[What you should do]: Look through the material and copy each line holding "that".

[Given data]:

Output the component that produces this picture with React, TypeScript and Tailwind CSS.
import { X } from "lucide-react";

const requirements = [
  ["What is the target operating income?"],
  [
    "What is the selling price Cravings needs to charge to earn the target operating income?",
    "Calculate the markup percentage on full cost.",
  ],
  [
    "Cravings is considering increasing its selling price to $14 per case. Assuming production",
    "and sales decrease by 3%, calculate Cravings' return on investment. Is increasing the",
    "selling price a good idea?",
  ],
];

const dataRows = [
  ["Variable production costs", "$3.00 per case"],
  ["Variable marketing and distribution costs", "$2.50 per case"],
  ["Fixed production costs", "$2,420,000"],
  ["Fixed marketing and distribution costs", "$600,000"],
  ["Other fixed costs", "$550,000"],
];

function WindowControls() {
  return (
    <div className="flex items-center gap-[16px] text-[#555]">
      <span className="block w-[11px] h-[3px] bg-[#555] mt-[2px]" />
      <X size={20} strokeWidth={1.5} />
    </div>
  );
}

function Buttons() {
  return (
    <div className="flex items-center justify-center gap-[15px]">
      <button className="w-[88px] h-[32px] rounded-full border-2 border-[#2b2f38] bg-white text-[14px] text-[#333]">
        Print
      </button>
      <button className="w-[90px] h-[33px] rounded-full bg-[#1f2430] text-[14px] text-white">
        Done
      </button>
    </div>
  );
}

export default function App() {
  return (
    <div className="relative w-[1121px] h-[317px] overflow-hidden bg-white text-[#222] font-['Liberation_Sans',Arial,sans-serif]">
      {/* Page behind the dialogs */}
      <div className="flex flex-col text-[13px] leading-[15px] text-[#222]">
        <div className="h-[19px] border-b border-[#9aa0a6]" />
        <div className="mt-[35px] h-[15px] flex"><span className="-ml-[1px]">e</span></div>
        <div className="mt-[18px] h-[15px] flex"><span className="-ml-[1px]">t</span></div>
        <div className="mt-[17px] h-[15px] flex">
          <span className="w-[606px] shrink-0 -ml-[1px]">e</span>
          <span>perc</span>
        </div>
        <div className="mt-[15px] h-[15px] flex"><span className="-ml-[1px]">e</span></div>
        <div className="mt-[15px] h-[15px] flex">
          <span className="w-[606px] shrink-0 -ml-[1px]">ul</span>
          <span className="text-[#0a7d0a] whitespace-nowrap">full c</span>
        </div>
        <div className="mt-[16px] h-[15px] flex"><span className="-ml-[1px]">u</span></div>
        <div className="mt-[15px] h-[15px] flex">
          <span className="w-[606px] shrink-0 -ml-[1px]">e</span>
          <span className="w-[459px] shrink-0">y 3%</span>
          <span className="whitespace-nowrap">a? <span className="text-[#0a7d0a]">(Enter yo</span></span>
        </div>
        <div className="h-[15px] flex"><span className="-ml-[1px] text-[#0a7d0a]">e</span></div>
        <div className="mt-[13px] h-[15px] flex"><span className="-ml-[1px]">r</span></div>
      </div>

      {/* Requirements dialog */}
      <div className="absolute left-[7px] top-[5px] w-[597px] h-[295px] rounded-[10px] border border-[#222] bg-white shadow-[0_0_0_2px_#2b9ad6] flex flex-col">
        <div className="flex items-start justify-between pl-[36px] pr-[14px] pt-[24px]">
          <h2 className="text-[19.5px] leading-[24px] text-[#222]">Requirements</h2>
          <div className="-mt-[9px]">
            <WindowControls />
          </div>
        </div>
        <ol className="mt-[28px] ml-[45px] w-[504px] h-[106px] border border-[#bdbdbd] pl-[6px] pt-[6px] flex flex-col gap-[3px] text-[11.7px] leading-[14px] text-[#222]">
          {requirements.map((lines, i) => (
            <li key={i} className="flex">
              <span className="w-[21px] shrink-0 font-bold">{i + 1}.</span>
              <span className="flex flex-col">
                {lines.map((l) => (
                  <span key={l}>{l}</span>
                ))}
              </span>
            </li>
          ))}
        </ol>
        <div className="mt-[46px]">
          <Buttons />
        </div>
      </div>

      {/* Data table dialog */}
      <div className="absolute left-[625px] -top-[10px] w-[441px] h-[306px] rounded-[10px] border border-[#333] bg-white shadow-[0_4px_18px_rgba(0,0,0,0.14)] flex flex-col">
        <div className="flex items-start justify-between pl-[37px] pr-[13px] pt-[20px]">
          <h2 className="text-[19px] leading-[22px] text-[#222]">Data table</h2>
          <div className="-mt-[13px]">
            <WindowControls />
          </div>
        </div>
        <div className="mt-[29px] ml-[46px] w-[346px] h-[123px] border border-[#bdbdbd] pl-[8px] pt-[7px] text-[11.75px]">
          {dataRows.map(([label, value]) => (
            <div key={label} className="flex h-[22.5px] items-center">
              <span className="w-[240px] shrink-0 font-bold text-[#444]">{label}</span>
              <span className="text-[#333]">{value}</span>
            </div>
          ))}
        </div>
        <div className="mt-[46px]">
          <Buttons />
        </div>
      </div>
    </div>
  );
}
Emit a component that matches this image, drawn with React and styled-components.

[Expected answer]:
Output the component that produces this picture with React, TypeScript and Tailwind CSS.
Emit a component that matches this image, drawn with React and styled-components.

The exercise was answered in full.